[Rows from a dataset of pages and code]
** begin **

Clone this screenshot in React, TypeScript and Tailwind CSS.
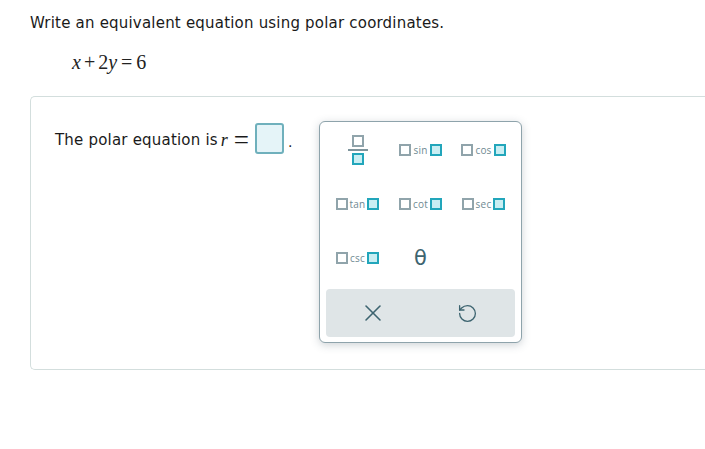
import { X, RotateCcw } from "lucide-react";

function Box({ filled }: { filled?: boolean }) {
  if (filled) {
    return <span className="inline-block w-[12px] h-[12px] border-2 border-[#22a6bb] bg-[#c9eef3]" />;
  }
  return <span className="inline-block w-[12px] h-[12px] border-2 border-[#90a4ab] bg-white" />;
}

function TrigKey({ name }: { name: string }) {
  return (
    <div className="flex items-center justify-center gap-[2px]">
      <Box />
      <span className="text-[10px] leading-none text-[#6f8a93]" style={{ fontFamily: "'Open Sans', 'Noto Sans', sans-serif" }}>
        {name}
      </span>
      <Box filled />
    </div>
  );
}

function Keypad() {
  return (
    <div className="absolute left-[288px] top-[24px] w-[203px] rounded-[6px] border border-[#8ea3ab] bg-white px-[6px] pt-[1px] pb-[5px] shadow-[0_2px_8px_rgba(60,80,90,0.25)]">
      <div className="grid grid-cols-3">
        <div className="flex h-[54px] flex-col items-center justify-center">
          <Box />
          <span className="my-[2px] block h-[2px] w-[20px] bg-[#7d949c]" />
          <Box filled />
        </div>
        <div className="flex h-[54px] items-center justify-center">
          <TrigKey name="sin" />
        </div>
        <div className="flex h-[54px] items-center justify-center">
          <TrigKey name="cos" />
        </div>
        <div className="flex h-[54px] items-center justify-center">
          <TrigKey name="tan" />
        </div>
        <div className="flex h-[54px] items-center justify-center">
          <TrigKey name="cot" />
        </div>
        <div className="flex h-[54px] items-center justify-center">
          <TrigKey name="sec" />
        </div>
        <div className="flex h-[54px] items-center justify-center">
          <TrigKey name="csc" />
        </div>
        <div className="flex h-[54px] items-center justify-center">
          <span className="text-[21px] leading-none text-[#3d6470]" style={{ fontFamily: "'DejaVu Sans', sans-serif" }}>
            θ
          </span>
        </div>
        <div className="h-[54px]" />
      </div>
      <div className="mt-[4px] grid h-[48px] grid-cols-2 rounded-[4px] bg-[#dfe5e7]">
        <div className="flex items-center justify-center">
          <X size={28} strokeWidth={1.3} color="#3d6470" />
        </div>
        <div className="flex items-center justify-center">
          <RotateCcw size={21} strokeWidth={1.5} color="#3d6470" />
        </div>
      </div>
    </div>
  );
}

export default function App() {
  return (
    <div className="min-h-[449px] w-full overflow-hidden bg-white pt-[13px] text-[15px] tracking-[0.2px] text-[#1a1a1a]" style={{ fontFamily: "'DejaVu Sans', Verdana, sans-serif" }}>
      <p className="pl-[30px] leading-[20px]">Write an equivalent equation using polar coordinates.</p>

      <div className="mt-[17px] pl-[72px] text-[20px] leading-[24px] tracking-normal text-[#222]" style={{ fontFamily: "'Liberation Serif', serif" }}>
        <i>x</i>
        <span className="mx-[3px]">+</span>
        <span>2</span>
        <i>y</i>
        <span className="mx-[4px]">=</span>
        <span>6</span>
      </div>

      <div className="relative ml-[30px] mt-[22px] h-[274px] rounded-l-[5px] border border-r-0 border-[#d3dedd] pl-[24px] pt-[26px]">
        <div className="flex items-center">
          <span className="mt-[2px] leading-[20px]">The polar equation is</span>
          <i className="ml-[3px] mt-[2px] text-[18px] leading-[20px] tracking-normal" style={{ fontFamily: "'Liberation Serif', serif" }}>
            r
          </i>
          <span className="ml-[6px] mt-[2px] text-[27px] leading-[20px] tracking-normal" style={{ fontFamily: "'Liberation Serif', serif" }}>
            =
          </span>
          <span className="ml-[6px] inline-block h-[31px] w-[29px] rounded-[3px] border-2 border-[#6fb0bc] bg-[#e5f4f8]" />
          <span className="ml-[4px] mt-[8px] text-[14px]">.</span>
        </div>
        <Keypad />
      </div>
    </div>
  );
}
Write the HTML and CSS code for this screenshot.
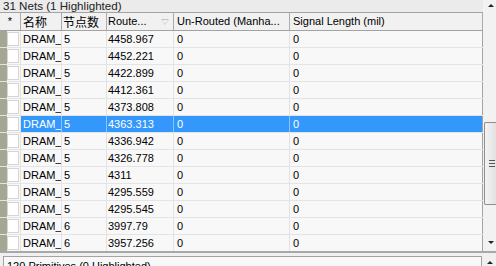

** end **

Instruction: Images in the data above are to be skipped. Retype all other material exactly.

Expected output:
Clone this screenshot in React, TypeScript and Tailwind CSS.
import { X, RotateCcw } from "lucide-react";

function Box({ filled }: { filled?: boolean }) {
  if (filled) {
    return <span className="inline-block w-[12px] h-[12px] border-2 border-[#22a6bb] bg-[#c9eef3]" />;
  }
  return <span className="inline-block w-[12px] h-[12px] border-2 border-[#90a4ab] bg-white" />;
}

function TrigKey({ name }: { name: string }) {
  return (
    <div className="flex items-center justify-center gap-[2px]">
      <Box />
      <span className="text-[10px] leading-none text-[#6f8a93]" style={{ fontFamily: "'Open Sans', 'Noto Sans', sans-serif" }}>
        {name}
      </span>
      <Box filled />
    </div>
  );
}

function Keypad() {
  return (
    <div className="absolute left-[288px] top-[24px] w-[203px] rounded-[6px] border border-[#8ea3ab] bg-white px-[6px] pt-[1px] pb-[5px] shadow-[0_2px_8px_rgba(60,80,90,0.25)]">
      <div className="grid grid-cols-3">
        <div className="flex h-[54px] flex-col items-center justify-center">
          <Box />
          <span className="my-[2px] block h-[2px] w-[20px] bg-[#7d949c]" />
          <Box filled />
        </div>
        <div className="flex h-[54px] items-center justify-center">
          <TrigKey name="sin" />
        </div>
        <div className="flex h-[54px] items-center justify-center">
          <TrigKey name="cos" />
        </div>
        <div className="flex h-[54px] items-center justify-center">
          <TrigKey name="tan" />
        </div>
        <div className="flex h-[54px] items-center justify-center">
          <TrigKey name="cot" />
        </div>
        <div className="flex h-[54px] items-center justify-center">
          <TrigKey name="sec" />
        </div>
        <div className="flex h-[54px] items-center justify-center">
          <TrigKey name="csc" />
        </div>
        <div className="flex h-[54px] items-center justify-center">
          <span className="text-[21px] leading-none text-[#3d6470]" style={{ fontFamily: "'DejaVu Sans', sans-serif" }}>
            θ
          </span>
        </div>
        <div className="h-[54px]" />
      </div>
      <div className="mt-[4px] grid h-[48px] grid-cols-2 rounded-[4px] bg-[#dfe5e7]">
        <div className="flex items-center justify-center">
          <X size={28} strokeWidth={1.3} color="#3d6470" />
        </div>
        <div className="flex items-center justify-center">
          <RotateCcw size={21} strokeWidth={1.5} color="#3d6470" />
        </div>
      </div>
    </div>
  );
}

export default function App() {
  return (
    <div className="min-h-[449px] w-full overflow-hidden bg-white pt-[13px] text-[15px] tracking-[0.2px] text-[#1a1a1a]" style={{ fontFamily: "'DejaVu Sans', Verdana, sans-serif" }}>
      <p className="pl-[30px] leading-[20px]">Write an equivalent equation using polar coordinates.</p>

      <div className="mt-[17px] pl-[72px] text-[20px] leading-[24px] tracking-normal text-[#222]" style={{ fontFamily: "'Liberation Serif', serif" }}>
        <i>x</i>
        <span className="mx-[3px]">+</span>
        <span>2</span>
        <i>y</i>
        <span className="mx-[4px]">=</span>
        <span>6</span>
      </div>

      <div className="relative ml-[30px] mt-[22px] h-[274px] rounded-l-[5px] border border-r-0 border-[#d3dedd] pl-[24px] pt-[26px]">
        <div className="flex items-center">
          <span className="mt-[2px] leading-[20px]">The polar equation is</span>
          <i className="ml-[3px] mt-[2px] text-[18px] leading-[20px] tracking-normal" style={{ fontFamily: "'Liberation Serif', serif" }}>
            r
          </i>
          <span className="ml-[6px] mt-[2px] text-[27px] leading-[20px] tracking-normal" style={{ fontFamily: "'Liberation Serif', serif" }}>
            =
          </span>
          <span className="ml-[6px] inline-block h-[31px] w-[29px] rounded-[3px] border-2 border-[#6fb0bc] bg-[#e5f4f8]" />
          <span className="ml-[4px] mt-[8px] text-[14px]">.</span>
        </div>
        <Keypad />
      </div>
    </div>
  );
}
Write the HTML and CSS code for this screenshot.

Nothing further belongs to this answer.